Bref, je me dois de poursuivre le chantier de l’ouverture. Il est énorme ! Cependant, je trouve les réactions des spectatrices gratifiantes et rassurantes. Une réparation a commencé. Ce constat nous fait un bien fou. Et surtout, il me donne envie de poursuivre notre travail.
Concrètement que retirez-vous de cette expérience ? Est-ce que ça a changé votre manière de travailler ?
Ce qui m’a beaucoup plu, c’est de me pencher sérieusement et avec humilité sur les œuvres d’artistes qui nous ont précédé·es. En m’y intéressant, j’ai éprouvé de fait beaucoup de tendresse. Avant de m’attaquer à Giselle… par exemple, je voyais le romantisme comme quelque chose de très « daté », de très éloigné de moi. J’ai découvert que les romantiques se battaient pour la nature que nous sommes en train de détruire. J’ai été surpris de découvrir une parentèle.

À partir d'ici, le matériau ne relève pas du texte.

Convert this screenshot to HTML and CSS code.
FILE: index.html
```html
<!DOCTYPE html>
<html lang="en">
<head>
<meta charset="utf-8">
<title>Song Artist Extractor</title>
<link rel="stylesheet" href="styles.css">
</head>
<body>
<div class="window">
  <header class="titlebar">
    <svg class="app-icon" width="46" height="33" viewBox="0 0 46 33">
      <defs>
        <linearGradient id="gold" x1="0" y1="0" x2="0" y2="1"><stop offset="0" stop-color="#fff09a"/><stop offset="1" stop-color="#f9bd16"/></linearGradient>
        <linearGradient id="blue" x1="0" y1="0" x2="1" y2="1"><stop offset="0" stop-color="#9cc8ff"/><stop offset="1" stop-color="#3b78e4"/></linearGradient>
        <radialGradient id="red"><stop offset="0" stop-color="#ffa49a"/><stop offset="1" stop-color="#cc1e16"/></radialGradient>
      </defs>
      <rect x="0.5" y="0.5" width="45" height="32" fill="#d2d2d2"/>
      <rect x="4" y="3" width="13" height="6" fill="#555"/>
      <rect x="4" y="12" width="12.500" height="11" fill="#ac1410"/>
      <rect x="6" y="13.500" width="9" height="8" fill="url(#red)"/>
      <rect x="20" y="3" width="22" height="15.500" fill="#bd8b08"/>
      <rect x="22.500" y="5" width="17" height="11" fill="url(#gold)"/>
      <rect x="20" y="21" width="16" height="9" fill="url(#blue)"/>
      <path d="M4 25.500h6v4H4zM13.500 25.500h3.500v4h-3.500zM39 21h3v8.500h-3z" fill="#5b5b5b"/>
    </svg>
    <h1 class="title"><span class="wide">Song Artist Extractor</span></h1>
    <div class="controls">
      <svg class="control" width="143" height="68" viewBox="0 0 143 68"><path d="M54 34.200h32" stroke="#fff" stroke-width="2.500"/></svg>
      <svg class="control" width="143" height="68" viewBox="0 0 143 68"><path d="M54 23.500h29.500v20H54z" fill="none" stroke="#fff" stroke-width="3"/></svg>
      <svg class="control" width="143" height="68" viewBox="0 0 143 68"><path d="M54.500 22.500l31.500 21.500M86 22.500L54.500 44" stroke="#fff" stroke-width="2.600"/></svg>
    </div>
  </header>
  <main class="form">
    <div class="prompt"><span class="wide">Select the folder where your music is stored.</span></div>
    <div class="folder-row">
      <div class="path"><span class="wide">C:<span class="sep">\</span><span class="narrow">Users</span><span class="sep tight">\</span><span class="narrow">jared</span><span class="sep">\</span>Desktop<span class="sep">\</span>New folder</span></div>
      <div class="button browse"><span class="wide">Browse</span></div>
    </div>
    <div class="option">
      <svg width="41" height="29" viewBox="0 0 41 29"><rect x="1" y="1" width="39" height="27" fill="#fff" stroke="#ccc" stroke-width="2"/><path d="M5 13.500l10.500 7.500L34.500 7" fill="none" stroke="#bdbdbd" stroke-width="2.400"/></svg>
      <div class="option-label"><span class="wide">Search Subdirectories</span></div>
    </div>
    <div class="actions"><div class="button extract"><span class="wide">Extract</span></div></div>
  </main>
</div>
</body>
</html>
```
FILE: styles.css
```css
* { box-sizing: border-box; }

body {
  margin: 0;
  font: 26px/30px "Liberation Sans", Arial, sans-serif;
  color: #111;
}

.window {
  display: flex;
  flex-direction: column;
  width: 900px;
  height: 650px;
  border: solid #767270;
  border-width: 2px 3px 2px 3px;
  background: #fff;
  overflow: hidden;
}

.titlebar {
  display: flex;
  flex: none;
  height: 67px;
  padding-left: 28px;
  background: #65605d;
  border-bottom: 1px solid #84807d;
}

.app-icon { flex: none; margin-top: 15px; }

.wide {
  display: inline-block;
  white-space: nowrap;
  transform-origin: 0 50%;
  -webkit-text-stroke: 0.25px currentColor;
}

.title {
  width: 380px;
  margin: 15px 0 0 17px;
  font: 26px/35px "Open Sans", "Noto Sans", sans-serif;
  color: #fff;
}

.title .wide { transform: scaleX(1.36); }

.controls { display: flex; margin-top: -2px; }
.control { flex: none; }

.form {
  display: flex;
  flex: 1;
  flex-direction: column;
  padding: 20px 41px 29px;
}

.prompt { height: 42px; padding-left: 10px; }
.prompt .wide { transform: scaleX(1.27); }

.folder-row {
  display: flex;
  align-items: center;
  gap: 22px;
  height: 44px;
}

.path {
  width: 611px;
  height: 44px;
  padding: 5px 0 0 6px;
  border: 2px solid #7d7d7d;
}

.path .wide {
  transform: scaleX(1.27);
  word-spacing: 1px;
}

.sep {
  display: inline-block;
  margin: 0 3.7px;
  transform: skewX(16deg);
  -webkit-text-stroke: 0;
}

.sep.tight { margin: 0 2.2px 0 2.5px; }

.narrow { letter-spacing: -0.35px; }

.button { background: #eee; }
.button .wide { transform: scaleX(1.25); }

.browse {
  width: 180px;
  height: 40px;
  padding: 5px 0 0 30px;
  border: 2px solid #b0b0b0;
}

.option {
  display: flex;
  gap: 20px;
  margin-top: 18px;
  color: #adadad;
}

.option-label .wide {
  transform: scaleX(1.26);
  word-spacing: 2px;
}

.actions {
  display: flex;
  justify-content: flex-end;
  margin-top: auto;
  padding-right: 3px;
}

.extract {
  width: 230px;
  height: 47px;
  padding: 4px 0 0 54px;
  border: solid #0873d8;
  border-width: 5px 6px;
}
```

J’ai trouvé ce travail humble plutôt sain. J’ai pris conscience qu’en art comme dans la vie, apprendre à connaître l’autre est le geste élémentaire pour commencer à vivre ensemble.
Lorsque j’étudiais à l’INSAS, je m’étais juré de ne pas monter des œuvres classiques. En m’y confrontant, j’ai découvert à quel point les publics y étaient très attachés. Ce qui me touche profondément. Cet attachement est très beau à observer. Alors qu’auparavant, je le trouvais douteux, voire parfois carrément réactionnaire.

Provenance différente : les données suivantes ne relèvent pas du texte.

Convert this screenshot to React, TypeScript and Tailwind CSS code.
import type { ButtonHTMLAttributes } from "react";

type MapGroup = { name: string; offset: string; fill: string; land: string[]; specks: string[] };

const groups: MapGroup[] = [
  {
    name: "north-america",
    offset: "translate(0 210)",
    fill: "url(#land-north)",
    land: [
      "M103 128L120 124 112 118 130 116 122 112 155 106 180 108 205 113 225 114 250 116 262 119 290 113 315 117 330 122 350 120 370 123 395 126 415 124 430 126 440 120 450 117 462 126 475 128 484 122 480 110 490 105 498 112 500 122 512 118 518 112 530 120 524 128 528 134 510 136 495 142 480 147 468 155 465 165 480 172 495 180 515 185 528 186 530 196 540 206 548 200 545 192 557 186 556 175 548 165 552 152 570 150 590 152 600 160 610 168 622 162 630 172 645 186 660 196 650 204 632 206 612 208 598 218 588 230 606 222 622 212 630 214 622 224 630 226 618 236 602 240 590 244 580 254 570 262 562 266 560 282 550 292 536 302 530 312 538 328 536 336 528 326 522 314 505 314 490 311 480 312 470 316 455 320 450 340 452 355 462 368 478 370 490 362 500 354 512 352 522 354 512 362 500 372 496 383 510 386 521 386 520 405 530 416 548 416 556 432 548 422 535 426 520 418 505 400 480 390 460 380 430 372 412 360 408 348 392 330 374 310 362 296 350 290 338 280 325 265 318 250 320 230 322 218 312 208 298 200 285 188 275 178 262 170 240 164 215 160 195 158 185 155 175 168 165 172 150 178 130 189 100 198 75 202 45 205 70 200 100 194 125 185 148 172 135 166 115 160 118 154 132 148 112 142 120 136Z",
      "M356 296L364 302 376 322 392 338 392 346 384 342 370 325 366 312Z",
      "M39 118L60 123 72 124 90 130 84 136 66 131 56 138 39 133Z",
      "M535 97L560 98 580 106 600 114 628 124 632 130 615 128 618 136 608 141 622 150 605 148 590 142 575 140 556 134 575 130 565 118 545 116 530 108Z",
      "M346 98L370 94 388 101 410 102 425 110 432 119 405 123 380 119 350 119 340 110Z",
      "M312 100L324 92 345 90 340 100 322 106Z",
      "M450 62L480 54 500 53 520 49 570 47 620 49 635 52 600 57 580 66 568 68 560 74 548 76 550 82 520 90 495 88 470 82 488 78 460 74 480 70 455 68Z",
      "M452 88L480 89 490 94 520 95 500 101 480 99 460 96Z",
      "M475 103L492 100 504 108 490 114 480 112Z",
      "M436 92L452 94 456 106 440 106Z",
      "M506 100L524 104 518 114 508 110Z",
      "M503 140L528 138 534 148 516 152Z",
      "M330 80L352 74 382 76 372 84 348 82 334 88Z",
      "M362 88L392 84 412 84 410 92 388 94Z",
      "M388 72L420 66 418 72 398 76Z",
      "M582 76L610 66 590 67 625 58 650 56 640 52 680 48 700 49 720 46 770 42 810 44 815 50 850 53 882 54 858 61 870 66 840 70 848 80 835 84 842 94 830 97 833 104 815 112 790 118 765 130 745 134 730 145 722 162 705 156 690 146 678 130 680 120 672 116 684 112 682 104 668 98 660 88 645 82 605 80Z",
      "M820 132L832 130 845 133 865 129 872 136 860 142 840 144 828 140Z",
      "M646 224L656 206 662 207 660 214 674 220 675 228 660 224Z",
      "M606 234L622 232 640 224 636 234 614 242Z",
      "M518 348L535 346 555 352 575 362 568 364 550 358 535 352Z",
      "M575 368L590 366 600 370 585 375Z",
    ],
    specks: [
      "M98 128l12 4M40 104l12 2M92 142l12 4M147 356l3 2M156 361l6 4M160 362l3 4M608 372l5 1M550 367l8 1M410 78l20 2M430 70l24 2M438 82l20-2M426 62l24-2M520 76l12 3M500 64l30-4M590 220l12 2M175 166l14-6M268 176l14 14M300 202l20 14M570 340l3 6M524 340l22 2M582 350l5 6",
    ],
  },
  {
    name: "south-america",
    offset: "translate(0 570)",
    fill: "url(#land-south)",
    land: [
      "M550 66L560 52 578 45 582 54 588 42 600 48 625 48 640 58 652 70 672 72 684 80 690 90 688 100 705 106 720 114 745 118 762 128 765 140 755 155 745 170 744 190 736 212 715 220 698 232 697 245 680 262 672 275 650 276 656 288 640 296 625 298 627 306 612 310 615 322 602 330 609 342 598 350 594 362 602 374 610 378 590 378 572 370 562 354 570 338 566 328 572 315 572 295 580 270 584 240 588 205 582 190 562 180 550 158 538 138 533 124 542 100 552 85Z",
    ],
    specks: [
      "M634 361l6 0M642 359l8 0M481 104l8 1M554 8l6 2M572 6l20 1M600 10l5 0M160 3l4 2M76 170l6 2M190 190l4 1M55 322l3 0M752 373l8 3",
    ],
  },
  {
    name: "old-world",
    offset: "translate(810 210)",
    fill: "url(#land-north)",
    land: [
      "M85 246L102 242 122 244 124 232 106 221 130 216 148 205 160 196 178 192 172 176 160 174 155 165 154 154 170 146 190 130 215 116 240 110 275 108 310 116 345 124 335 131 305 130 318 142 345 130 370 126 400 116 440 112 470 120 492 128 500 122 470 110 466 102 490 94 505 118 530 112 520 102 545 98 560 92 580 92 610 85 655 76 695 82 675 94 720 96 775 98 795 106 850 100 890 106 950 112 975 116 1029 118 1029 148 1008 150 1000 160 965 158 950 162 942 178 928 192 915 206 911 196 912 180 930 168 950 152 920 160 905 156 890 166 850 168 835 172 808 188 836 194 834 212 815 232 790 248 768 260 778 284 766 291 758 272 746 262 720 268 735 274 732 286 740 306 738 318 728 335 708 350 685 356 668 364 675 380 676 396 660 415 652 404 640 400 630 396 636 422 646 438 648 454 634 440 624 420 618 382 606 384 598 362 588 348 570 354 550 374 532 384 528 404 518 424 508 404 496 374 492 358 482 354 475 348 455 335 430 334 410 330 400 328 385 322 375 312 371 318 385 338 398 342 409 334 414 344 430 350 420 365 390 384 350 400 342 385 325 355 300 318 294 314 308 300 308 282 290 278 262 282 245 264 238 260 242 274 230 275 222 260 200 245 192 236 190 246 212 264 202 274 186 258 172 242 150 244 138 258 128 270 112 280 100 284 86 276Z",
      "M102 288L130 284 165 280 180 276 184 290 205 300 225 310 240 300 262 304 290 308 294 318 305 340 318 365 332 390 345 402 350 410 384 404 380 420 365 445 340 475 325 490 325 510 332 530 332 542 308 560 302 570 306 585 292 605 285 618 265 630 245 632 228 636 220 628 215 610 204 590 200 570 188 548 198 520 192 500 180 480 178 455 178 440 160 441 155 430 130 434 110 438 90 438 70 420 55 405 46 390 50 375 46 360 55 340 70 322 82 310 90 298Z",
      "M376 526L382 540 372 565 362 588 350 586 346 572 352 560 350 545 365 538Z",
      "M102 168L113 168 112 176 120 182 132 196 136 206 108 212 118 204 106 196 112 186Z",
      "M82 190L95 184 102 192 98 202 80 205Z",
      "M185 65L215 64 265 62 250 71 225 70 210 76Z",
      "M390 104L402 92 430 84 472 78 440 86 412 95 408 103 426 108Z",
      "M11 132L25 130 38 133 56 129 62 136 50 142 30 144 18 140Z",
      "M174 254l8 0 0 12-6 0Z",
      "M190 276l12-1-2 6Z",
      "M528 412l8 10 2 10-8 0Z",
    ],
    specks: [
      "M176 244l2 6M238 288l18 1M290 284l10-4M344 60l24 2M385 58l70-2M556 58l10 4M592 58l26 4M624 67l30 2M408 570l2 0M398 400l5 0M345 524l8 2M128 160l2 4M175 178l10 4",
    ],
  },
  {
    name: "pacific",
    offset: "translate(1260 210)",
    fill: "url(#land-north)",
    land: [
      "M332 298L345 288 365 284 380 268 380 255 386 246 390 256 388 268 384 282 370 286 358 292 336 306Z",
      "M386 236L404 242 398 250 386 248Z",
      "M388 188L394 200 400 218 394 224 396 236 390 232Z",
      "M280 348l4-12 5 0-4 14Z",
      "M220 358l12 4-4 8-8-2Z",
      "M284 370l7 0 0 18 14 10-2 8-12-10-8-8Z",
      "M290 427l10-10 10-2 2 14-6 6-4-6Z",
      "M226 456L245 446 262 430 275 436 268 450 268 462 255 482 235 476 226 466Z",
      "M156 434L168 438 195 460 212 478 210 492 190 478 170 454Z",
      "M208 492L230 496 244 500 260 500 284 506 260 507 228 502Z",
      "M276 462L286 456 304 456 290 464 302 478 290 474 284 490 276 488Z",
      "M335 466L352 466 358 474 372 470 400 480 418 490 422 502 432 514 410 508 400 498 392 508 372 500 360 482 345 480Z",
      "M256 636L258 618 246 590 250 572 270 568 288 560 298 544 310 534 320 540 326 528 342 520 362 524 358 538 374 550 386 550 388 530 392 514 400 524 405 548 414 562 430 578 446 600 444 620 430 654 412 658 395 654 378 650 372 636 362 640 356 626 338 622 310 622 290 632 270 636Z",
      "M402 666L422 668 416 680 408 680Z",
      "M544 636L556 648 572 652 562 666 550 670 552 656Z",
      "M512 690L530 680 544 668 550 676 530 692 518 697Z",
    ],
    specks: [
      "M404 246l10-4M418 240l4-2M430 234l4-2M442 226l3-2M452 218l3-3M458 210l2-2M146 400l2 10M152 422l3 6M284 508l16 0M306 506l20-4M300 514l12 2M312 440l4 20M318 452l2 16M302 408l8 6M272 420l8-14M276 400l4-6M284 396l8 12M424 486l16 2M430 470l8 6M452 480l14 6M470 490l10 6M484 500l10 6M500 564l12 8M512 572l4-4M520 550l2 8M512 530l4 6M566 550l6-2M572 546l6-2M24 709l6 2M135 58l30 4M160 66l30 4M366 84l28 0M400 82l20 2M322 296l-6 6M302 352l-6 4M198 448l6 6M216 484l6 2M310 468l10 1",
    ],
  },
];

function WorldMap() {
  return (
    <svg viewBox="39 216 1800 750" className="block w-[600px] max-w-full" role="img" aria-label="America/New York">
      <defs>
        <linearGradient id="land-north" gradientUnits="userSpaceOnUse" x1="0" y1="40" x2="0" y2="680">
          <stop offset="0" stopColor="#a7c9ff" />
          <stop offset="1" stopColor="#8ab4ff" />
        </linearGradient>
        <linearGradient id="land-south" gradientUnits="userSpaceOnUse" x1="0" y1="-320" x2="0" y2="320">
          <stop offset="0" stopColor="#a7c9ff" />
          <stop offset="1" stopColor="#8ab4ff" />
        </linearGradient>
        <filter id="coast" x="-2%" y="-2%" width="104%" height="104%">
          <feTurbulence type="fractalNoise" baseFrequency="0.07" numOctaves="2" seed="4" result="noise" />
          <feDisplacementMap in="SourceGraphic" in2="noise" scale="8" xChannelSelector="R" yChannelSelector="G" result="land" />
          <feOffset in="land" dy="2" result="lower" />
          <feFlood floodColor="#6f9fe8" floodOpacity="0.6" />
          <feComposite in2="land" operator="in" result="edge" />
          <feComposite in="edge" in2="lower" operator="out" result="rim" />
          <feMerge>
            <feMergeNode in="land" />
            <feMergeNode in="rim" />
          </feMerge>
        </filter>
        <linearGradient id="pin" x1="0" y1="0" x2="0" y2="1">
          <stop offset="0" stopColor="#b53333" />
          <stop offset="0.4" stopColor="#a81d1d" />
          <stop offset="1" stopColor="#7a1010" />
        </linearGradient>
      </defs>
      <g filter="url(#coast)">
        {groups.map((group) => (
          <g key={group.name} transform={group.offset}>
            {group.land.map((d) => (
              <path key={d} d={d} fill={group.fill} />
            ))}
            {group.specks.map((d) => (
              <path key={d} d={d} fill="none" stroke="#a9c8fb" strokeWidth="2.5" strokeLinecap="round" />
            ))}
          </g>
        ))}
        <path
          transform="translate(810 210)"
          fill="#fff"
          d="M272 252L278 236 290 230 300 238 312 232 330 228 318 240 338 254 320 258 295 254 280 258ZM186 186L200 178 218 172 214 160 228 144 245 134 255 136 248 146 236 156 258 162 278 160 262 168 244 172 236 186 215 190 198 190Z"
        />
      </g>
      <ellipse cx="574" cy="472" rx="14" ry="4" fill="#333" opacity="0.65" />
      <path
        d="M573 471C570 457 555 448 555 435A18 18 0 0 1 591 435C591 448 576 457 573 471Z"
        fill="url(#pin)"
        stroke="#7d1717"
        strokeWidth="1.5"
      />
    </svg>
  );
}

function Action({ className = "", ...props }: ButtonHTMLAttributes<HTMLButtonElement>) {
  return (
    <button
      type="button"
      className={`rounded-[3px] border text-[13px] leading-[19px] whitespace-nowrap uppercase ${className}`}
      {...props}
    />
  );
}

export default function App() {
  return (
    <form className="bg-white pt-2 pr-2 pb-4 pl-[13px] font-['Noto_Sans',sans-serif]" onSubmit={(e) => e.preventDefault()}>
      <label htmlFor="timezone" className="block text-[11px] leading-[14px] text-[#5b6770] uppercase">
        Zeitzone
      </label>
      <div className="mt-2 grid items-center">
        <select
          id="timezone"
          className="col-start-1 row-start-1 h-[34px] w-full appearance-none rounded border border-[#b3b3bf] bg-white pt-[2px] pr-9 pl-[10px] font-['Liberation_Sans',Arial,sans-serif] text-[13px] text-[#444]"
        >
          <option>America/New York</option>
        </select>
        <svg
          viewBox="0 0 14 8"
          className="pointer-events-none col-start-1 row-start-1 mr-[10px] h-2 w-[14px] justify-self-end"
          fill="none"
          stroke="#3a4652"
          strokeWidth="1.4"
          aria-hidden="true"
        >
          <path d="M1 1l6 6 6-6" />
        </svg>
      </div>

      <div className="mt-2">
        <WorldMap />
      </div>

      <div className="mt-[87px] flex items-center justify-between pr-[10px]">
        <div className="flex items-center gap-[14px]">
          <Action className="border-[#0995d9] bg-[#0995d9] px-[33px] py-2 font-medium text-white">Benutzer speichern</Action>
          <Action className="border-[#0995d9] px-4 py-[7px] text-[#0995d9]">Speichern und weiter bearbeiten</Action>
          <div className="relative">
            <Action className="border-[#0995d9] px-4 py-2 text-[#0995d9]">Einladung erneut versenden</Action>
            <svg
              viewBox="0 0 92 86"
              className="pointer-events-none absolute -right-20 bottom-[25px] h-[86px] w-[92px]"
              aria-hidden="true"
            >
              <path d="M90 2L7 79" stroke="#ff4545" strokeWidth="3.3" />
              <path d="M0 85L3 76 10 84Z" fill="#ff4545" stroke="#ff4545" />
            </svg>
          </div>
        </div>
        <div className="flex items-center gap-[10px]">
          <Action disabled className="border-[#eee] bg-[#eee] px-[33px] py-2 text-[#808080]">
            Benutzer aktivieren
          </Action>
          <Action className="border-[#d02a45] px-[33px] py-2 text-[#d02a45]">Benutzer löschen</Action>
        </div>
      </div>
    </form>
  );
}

Certaines personnes sont bouleversées aux larmes face aux alexandrins de Racine. Ou se réjouissent face à la musique de Bizet. C’est un patrimoine que l’on partage. Les œuvres classiques nous relient.
À l’issue de la représentation de Carmen., toute la salle reprend souvent les paroles de la chanson. Tout le monde les connaît : « l’amour est enfant de bohême, il n’a jamais connu de loi. Si tu ne m’aimes pas je t’aime. Si je t’aime, prends garde à toi ! ».
La question n’est pas tant de savoir s’il faut monter ou non des classiques. L’important, c’est d’être guidé·e par une nécessité. Mais il est indéniable qu’une histoire d’amour existe entre certains classiques et certains publics. Cette histoire d’amour est respectable. Et sans que je m’y attende, elle m’a bouleversé.
— Entretien réalisé par Sylvia Botella en avril 2024.